О далеко идущих планах царя говорило и то, что армию Александра сопровождала когорта ученых, исследователей, врачей, инженеров и художников. Он учредил ведомство для управления вновь завоеванными землями. Армия стала своего рода маленькой копией мира, способной собственными силами удовлетворять свои духовные потребности и интересы. Интеллектуальные интересы прежде всего соответствовали натуре самого Александра с его неиссякаемыми духовными запросами. Духовная жизнь Греции значила для него больше, чем для Филиппа. После смерти чуждого фантазиям отца эллинские философы и литераторы хлынули ко двору сына, жадно поглощавшего науки и искусства. Все они отправились вместе с Александром в Азию. К ним присоединились и прибывшие из Эллады выдающиеся представители греческой культуры. Все эти люди весьма ревниво относились друг к другу и находились в постоянных раздорах. Но и это ничуть не раздражало Александра: он навязывал людям свою волю, но в то же время любил споры приближенных, так как в споре каждый обнаруживал лучшие свойства своего ума.
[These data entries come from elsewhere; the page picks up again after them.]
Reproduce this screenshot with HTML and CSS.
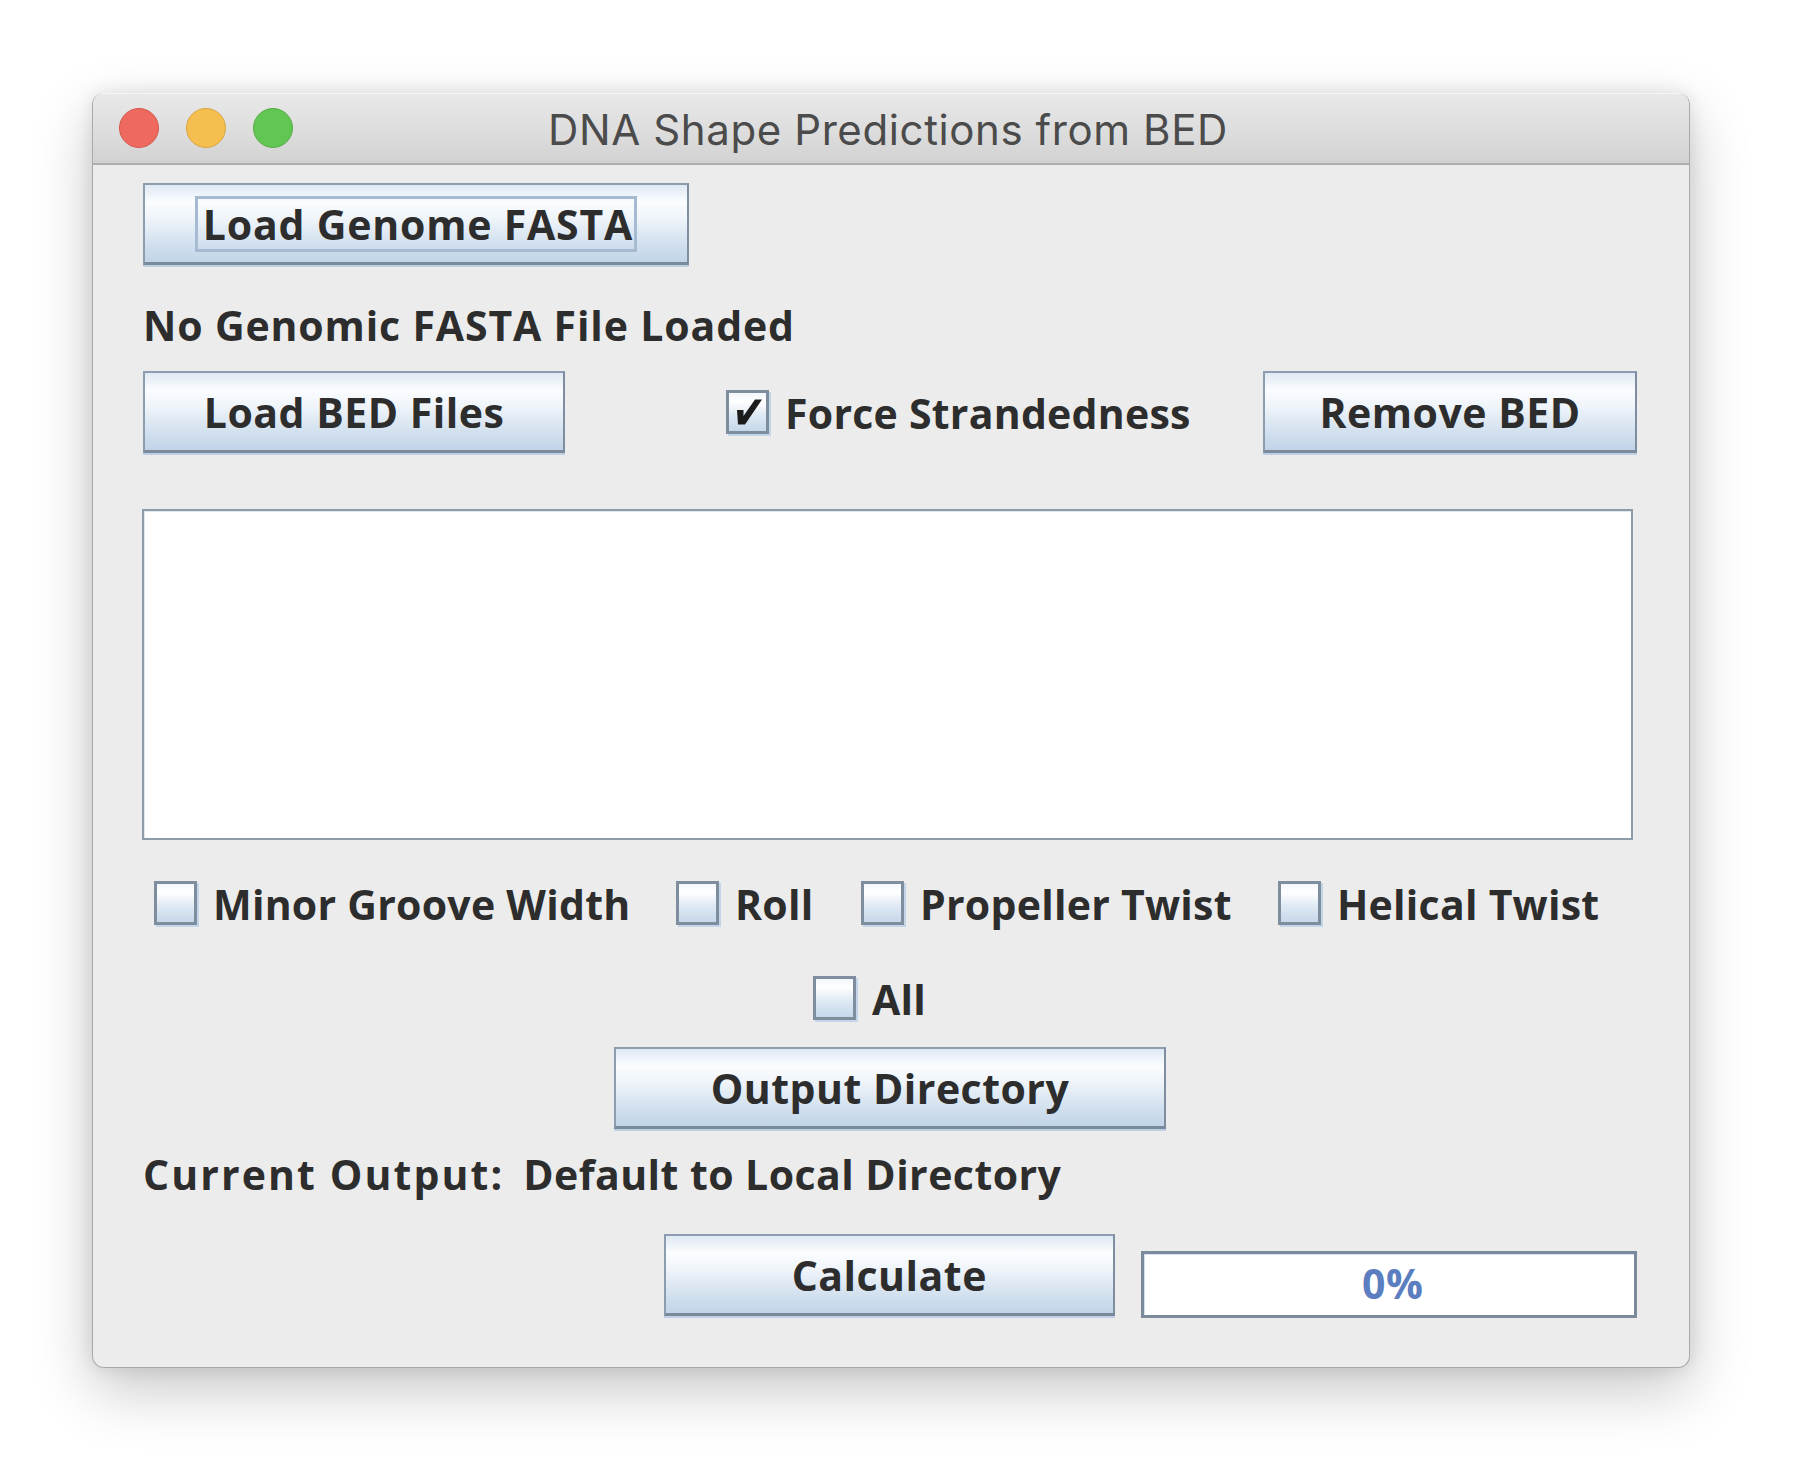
FILE: index.html
```html
<!DOCTYPE html>
<html lang="en">
<head>
<meta charset="utf-8">
<title>DNA Shape Predictions from BED</title>
<link rel="stylesheet" href="styles.css">
</head>
<body>
<div class="window">
  <div class="titlebar">
    <div class="lights">
      <span class="light red"></span>
      <span class="light yellow"></span>
      <span class="light green"></span>
    </div>
    <div class="title">DNA Shape Predictions from BED</div>
    <div></div>
  </div>
  <div class="content">
    <div class="btn btn-genome"><span class="focus">Load Genome FASTA</span></div>
    <div class="label label-genome">No Genomic FASTA File Loaded</div>
    <div class="row-bed">
      <div class="btn btn-bed">Load BED Files</div>
      <div class="check check-force">
        <span class="box checked"><svg viewBox="0 0 43 44" width="43" height="44"><path d="M11 20 L17.5 20 L17.5 26 L29 9.5 L36 9.5 L19 34.5 L12 34.5 Z" fill="#1c1c1c"/></svg></span>
        <span class="check-text">Force Strandedness</span>
      </div>
      <div class="btn btn-remove">Remove BED</div>
    </div>
    <div class="listbox"></div>
    <div class="shape-row">
      <div class="check"><span class="box"></span><span class="check-text">Minor Groove Width</span></div>
      <div class="check"><span class="box"></span><span class="check-text">Roll</span></div>
      <div class="check"><span class="box"></span><span class="check-text">Propeller Twist</span></div>
      <div class="check"><span class="box"></span><span class="check-text">Helical Twist</span></div>
    </div>
    <div class="all-row">
      <div class="check"><span class="box"></span><span class="check-text">All</span></div>
    </div>
    <div class="btn btn-output">Output Directory</div>
    <div class="label label-output"><span class="out-key">Current Output:</span><span class="out-val">Default to Local Directory</span></div>
    <div class="run-row">
      <div class="btn btn-calc">Calculate</div>
      <div class="progress"><span class="progress-text">0%</span></div>
    </div>
  </div>
</div>
</body>
</html>
```

FILE: styles.css
```css
* { box-sizing: border-box; }

html, body {
  margin: 0;
  padding: 0;
  background: #ffffff;
}

body {
  width: 1800px;
  height: 1478px;
  overflow: hidden;
  font-family: "Open Sans", "DejaVu Sans", sans-serif;
}

.window {
  margin: 93px 0 0 92px;
  width: 1598px;
  height: 1275px;
  background: #ececec;
  border: 1px solid #a9a9a9;
  border-top: none;
  border-radius: 12px;
  overflow: hidden;
  box-shadow: 0 22px 60px rgba(0, 0, 0, 0.22), 0 0 18px rgba(0, 0, 0, 0.10);
}

.titlebar {
  height: 72px;
  display: grid;
  grid-template-columns: 1fr auto 1fr;
  align-items: center;
  background: linear-gradient(#e9e9e9 0%, #dcdcdc 60%, #d2d2d2 100%);
  border-bottom: 2px solid #aeaeae;
  box-shadow: inset 0 1px 0 #f5f5f5;
}

.lights {
  display: flex;
  gap: 27px;
  padding-left: 26px;
}

.light {
  width: 40px;
  height: 40px;
  border-radius: 50%;
  display: block;
}
.red { background: #ee6a5f; border: 1px solid #d4574c; }
.yellow { background: #f5bf4f; border: 1px solid #d9a440; }
.green { background: #62c655; border: 1px solid #55ad44; }

.title {
  font-family: "Inter", "Liberation Sans", sans-serif;
  font-size: 42px;
  font-weight: 400;
  color: #4b4b4b;
  padding-top: 2px;
  padding-right: 6px;
  letter-spacing: 0.6px;
}

.content {
  display: flex;
  flex-direction: column;
  padding: 18px 52px 0 50px;
  color: #2d2d2d;
  font-size: 41px;
  font-weight: 700;
  letter-spacing: 0.5px;
}

.btn {
  height: 82px;
  display: flex;
  align-items: center;
  justify-content: center;
  border: 2px solid #8d9db0;
  border-bottom: 3px solid #7a8a9b;
  border-right-color: #7e8ea0;
  background: linear-gradient(#dfe8f3 0%, #fbfdff 22%, #f0f5fa 42%, #d6e3f0 72%, #c1d4e8 100%);
  box-shadow: 0 2px 0 #bed1e4;
  line-height: 42px;
  color: #2d2d2d;
  white-space: nowrap;
}

.btn-genome { width: 546px; }
.focus {
  border: 3px solid #a6bbd1;
  padding: 0 1px 0 5px;
  height: 56px;
  display: flex;
  align-items: center;
  letter-spacing: 0.8px;
}

.label {
  line-height: 42px;
  height: 42px;
  white-space: nowrap;
}
.label-genome { margin-top: 39px; letter-spacing: 0.85px; }

.row-bed {
  margin-top: 25px;
  height: 82px;
  display: flex;
  align-items: center;
}
.btn-bed { width: 422px; }
.check-force { margin-left: 161px; }
.btn-remove { width: 374px; margin-left: auto; }

.check {
  display: flex;
  align-items: center;
  gap: 16px;
  white-space: nowrap;
}
.box {
  width: 43px;
  height: 44px;
  flex: none;
  border: 3px solid #7e8e9f;
  background: linear-gradient(#f2f6fb 0%, #ffffff 22%, #dde8f3 60%, #c6d8ea 100%);
  box-shadow: 2px 2px 0 #c3d5e8;
  position: relative;
}
.box svg {
  position: absolute;
  left: -3px;
  top: -3px;
}
.check-text {
  line-height: 42px;
  padding-top: 2px;
  letter-spacing: 0.25px;
}

.listbox {
  margin-top: 56px;
  height: 331px;
  width: 1491px;
  margin-left: -1px;
  background: #ffffff;
  border: 2px solid #8e9ba8;
  box-shadow: inset 1px 1px 0 #dfe7ef;
}

.shape-row {
  margin-top: 41px;
  display: grid;
  grid-template-columns: 522px 185px 417px auto;
  padding-left: 11px;
}

.all-row {
  margin-top: 51px;
  padding-left: 670px;
  display: flex;
}

.btn-output {
  margin-top: 27px;
  width: 552px;
  align-self: center;
}

.label-output { margin-top: 24px; display: flex; gap: 19px; }
.out-key { letter-spacing: 2.1px; }
.out-val { letter-spacing: 0.45px; }

.run-row {
  margin-top: 39px;
  display: flex;
  align-items: flex-end;
  padding-left: 521px;
  gap: 26px;
}
.btn-calc { width: 451px; }

.progress {
  width: 497px;
  height: 67px;
  margin-bottom: -2px;
  border: 3px solid #7c8b9c;
  background: #ffffff;
  box-shadow: inset 1px 1px 0 #d5e0ec;
  display: flex;
  align-items: center;
  justify-content: center;
}
.progress-text {
  color: #5b7ec0;
  line-height: 42px;
  padding-bottom: 3px;
  padding-left: 8px;
}
```
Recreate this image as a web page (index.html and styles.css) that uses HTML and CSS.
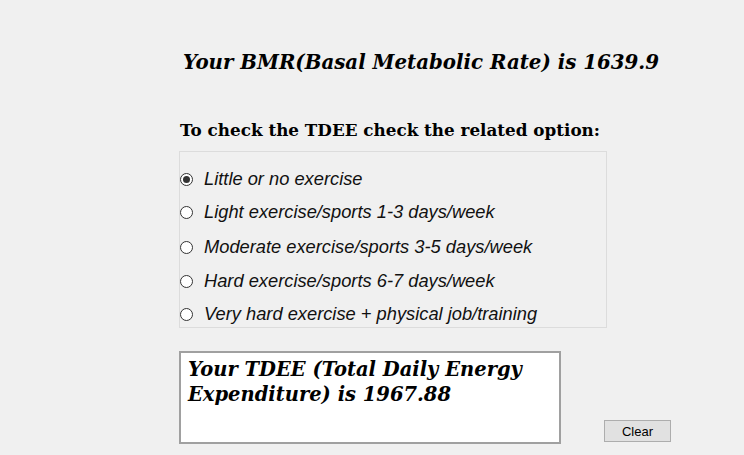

Александр милостиво относился к философам всех направлений. Он был рад тому, что к нему примкнул холодный, сухой рационалист, свободный от предрассудков, последователь Демокрита, Анаксарх со своим талантливым учеником Пирроном. В не меньшей степени приветствовал он участие в походе Онесикрита[78]
и Анаксимена — представителей кинических воззрений, лишенных, однако, свойственного киникам недоверия и подозрительности. Александр особенно ценил их поклонение Гераклу. Они считали нужным творить добро и полагали, что человечество в целом стоит выше, чем отдельные государства. Из платоников Александр пригласил Ксенократа, но тот отклонил его приглашение. Должно быть, Александр хотел, чтобы его сопровождал и Аристотель. Последний нужен ему был не как философ, а как естествоиспытатель. Но более высокая задача звала Аристотеля в Афины, поэтому он рекомендовал царю своего племянника Каллисфена, однако, если бы он пригласил Феофраста, интересовавшегося естественными науками, выбор во всех отношениях был бы более удачным.Александру очень хотелось, чтобы в походе участвовали историки и поэты. Им предстояло оставить потомкам рассказы о его подвигах и поведать миру об их величии. Царь дружески относился к своим придворным риторам и историкам: кроме Анаксимена он пригласил еще Эфора, но тот отказался. Царь надеялся, что Каллисфен сумеет истолковать ход Персидской войны с политической точки зрения в духе панэллинизма и таким образом воздействовать на греков. Надежды царя на прославление поэтами его подвигов не оправдались. Произведения придворных литераторов оказались довольно слабыми.
При том большом интересе, который Александр проявлял к изобразительному искусству, его, несомненно, должны были сопровождать художники и скульпторы. Неизвестно только, участвовали ли они в походе с самого начала или примкнули к нему в последующие годы.
Александр любил общаться и обмениваться мнениями с талантливыми греками. Он находил их исключительно одаренными, любил их остроумие, манеру вести приятные беседы; ему нравился их энтузиазм, их некритическое отношение к нему, можно сказать, ему вообще нравилась их лесть. Здесь не следует себя обманывать. Величие, основанное на автократии, часто желает видеть свое отражение приукрашенным. Подобные слабости были присущи даже великому Александру. Греки умели льстить более тонко, каждый из них льстил по-своему: в этом, как и во всем другом, они соревновались друг с другом. И все у них выходило очень умело. Да, это были стоящие люди! Разгадать планы великого завоевателя было по плечу немногим, но греки были по крайней мере способны талантливо льстить! Даже в более зрелом возрасте, уже победив весь мир, Александр все еще был падок на лесть, ну а юношей он был, конечно, к ней еще более восприимчив.
По сути дела в лагере Александра сошлись два различных стиля: старомакедонский стиль Филиппа с его грубостью и пьянством и более культурный — Александра, образцом для которого служили греческие симпозиумы с их утонченными развлечениями. Следуя первому стилю, грекам приходилось приспосабливаться к сельской старомакедонской грубости, от македонян стиль, введенный Александром, требовал некоторого образования и умения вести себя в обществе. Эти расхождения были не новы. Они возникли еще во времена Архелая. Поэтому в первые годы похода, когда не преобладали еще политические интересы, споры не порождали серьезных разногласий. К тому же большая часть знатной македонской молодежи, как и сам царь, были страстными филэллинами, благодаря чему среди придворных царило известное равновесие.